REQUIREMENTS →
Each line of the material below that holds the word "React" needs to be copied.

[begin SOURCE MATERIAL]

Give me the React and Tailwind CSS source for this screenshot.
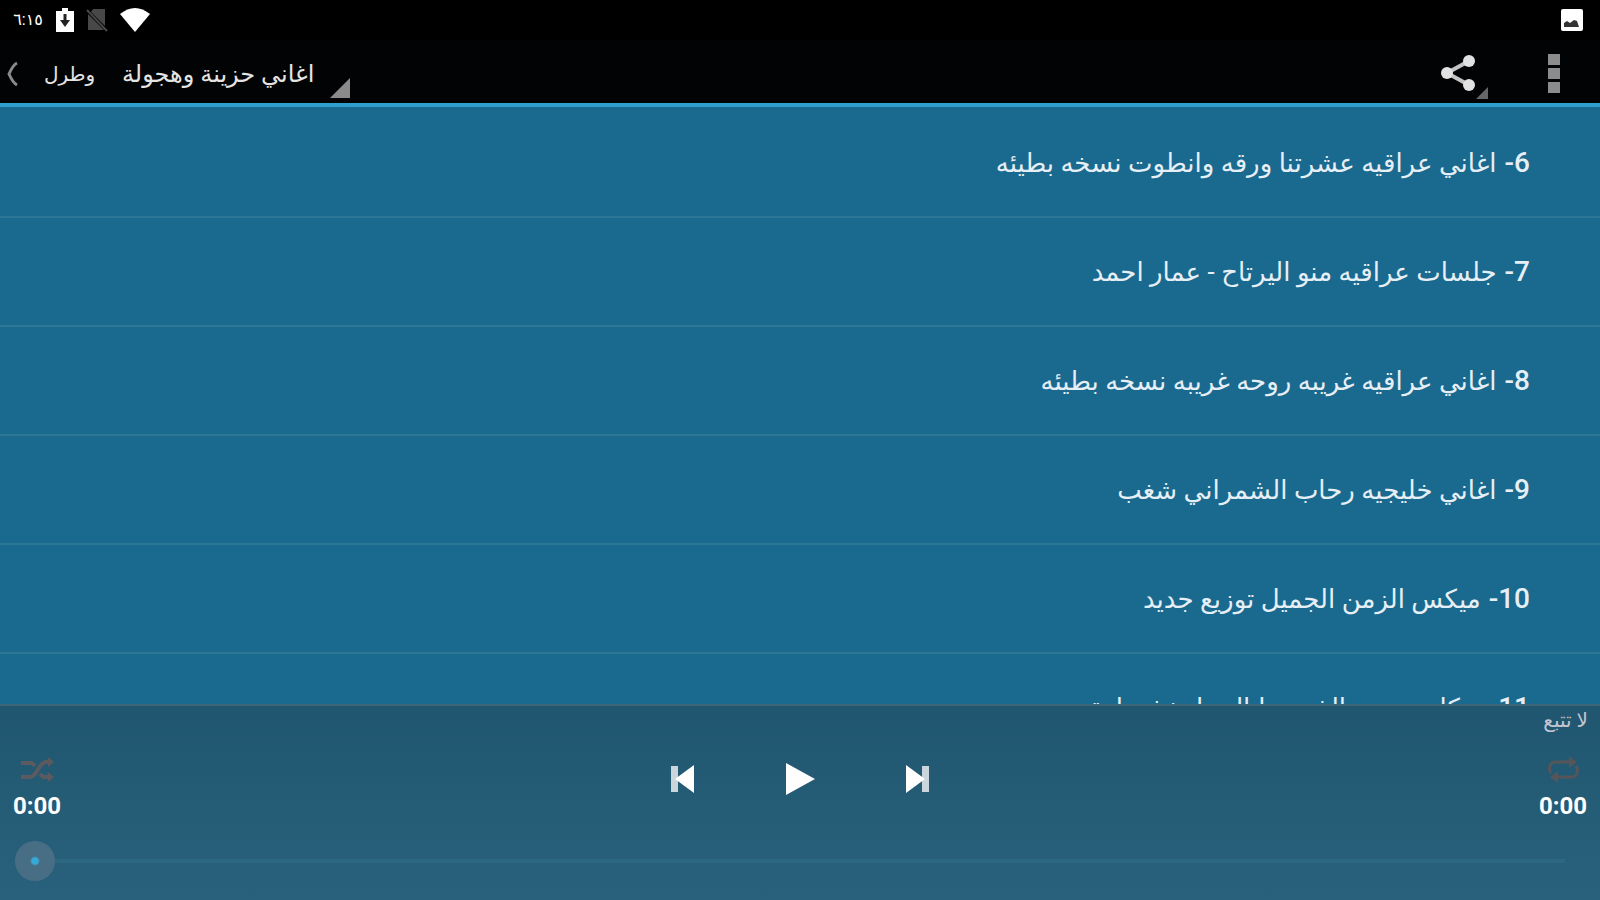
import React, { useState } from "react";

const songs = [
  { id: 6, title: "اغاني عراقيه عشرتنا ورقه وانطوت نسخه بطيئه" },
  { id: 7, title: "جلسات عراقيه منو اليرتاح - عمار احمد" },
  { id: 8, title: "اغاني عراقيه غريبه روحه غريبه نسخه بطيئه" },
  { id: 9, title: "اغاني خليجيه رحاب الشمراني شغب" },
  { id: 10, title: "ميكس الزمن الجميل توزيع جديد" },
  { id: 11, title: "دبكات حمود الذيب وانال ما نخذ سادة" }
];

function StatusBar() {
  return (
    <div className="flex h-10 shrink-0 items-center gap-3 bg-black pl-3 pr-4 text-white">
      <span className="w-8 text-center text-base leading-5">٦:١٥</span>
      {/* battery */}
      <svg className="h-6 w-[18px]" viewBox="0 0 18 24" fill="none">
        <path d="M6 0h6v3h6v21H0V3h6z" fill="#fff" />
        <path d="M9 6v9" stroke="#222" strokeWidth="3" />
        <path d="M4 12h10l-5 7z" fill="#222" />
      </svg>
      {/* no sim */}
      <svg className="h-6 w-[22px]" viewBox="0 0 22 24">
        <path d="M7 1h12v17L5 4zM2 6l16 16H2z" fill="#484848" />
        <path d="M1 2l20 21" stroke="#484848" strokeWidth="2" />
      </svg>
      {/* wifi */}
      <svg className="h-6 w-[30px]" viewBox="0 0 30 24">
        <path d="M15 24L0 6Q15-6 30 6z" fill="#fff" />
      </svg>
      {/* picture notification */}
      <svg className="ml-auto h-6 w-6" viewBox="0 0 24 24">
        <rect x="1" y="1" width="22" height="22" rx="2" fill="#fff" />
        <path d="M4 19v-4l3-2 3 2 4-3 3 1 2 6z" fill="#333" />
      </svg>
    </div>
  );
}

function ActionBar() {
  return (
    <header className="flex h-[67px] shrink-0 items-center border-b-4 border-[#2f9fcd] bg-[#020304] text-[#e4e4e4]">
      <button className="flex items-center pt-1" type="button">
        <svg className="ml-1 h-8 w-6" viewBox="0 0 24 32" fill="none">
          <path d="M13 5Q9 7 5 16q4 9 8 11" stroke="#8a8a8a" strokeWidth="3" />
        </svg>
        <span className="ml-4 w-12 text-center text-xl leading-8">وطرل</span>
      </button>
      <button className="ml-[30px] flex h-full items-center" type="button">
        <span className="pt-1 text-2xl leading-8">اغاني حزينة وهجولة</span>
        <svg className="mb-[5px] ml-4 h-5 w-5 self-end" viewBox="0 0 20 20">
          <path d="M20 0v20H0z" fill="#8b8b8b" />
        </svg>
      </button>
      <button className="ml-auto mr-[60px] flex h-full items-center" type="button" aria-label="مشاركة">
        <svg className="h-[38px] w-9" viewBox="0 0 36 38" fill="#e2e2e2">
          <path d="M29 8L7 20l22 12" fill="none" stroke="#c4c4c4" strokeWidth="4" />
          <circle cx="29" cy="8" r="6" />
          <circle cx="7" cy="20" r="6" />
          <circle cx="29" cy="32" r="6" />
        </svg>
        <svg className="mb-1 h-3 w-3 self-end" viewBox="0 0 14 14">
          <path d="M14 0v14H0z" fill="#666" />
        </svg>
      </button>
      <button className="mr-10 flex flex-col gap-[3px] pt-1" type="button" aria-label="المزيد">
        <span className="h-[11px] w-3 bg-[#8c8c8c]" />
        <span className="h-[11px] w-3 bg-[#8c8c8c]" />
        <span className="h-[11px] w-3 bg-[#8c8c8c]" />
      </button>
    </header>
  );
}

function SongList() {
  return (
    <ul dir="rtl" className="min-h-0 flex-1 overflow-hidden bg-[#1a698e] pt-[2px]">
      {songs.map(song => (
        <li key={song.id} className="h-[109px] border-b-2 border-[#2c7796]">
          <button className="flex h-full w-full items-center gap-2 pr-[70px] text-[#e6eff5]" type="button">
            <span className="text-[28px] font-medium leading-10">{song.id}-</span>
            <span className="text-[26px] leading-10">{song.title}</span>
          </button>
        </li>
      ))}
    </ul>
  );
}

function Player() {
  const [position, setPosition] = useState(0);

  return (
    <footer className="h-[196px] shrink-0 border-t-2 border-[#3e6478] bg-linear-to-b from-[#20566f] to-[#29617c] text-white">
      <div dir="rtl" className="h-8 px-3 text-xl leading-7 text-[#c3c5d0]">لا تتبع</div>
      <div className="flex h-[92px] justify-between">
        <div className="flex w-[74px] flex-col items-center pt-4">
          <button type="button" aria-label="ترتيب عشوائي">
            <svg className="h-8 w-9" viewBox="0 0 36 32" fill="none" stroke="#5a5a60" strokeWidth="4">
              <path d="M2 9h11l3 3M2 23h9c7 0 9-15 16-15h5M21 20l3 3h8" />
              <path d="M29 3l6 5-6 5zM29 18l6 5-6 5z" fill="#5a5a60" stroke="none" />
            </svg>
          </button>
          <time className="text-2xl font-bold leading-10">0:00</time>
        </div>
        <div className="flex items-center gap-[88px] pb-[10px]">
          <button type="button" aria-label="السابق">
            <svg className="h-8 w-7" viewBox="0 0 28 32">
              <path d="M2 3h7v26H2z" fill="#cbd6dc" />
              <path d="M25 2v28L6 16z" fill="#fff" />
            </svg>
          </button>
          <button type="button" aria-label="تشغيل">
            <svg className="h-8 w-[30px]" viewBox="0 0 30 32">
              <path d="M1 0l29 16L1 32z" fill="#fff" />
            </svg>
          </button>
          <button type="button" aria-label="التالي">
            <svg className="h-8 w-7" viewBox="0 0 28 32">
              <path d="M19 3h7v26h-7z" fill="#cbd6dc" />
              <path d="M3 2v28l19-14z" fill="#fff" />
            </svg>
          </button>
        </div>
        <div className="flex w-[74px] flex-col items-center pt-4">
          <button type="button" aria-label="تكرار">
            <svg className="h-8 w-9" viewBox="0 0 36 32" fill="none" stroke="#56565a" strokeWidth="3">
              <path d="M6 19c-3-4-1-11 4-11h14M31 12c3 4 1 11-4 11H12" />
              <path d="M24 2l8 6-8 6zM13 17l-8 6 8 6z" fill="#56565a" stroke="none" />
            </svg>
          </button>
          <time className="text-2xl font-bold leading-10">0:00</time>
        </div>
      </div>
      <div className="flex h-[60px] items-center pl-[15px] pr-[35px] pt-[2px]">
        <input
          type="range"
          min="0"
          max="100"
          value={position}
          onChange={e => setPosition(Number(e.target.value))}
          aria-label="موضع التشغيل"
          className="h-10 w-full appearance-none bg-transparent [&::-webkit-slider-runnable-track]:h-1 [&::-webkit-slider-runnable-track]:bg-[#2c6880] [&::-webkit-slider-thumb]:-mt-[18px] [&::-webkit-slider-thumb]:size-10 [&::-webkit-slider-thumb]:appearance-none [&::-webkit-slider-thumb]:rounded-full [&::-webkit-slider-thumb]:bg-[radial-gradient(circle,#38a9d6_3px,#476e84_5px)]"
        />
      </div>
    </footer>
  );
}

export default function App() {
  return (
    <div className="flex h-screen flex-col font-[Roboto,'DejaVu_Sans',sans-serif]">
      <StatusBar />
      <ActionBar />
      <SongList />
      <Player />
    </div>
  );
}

[end SOURCE MATERIAL]

RESULT OF THE EXERCISE →
Give me the React and Tailwind CSS source for this screenshot.
import React, { useState } from "react";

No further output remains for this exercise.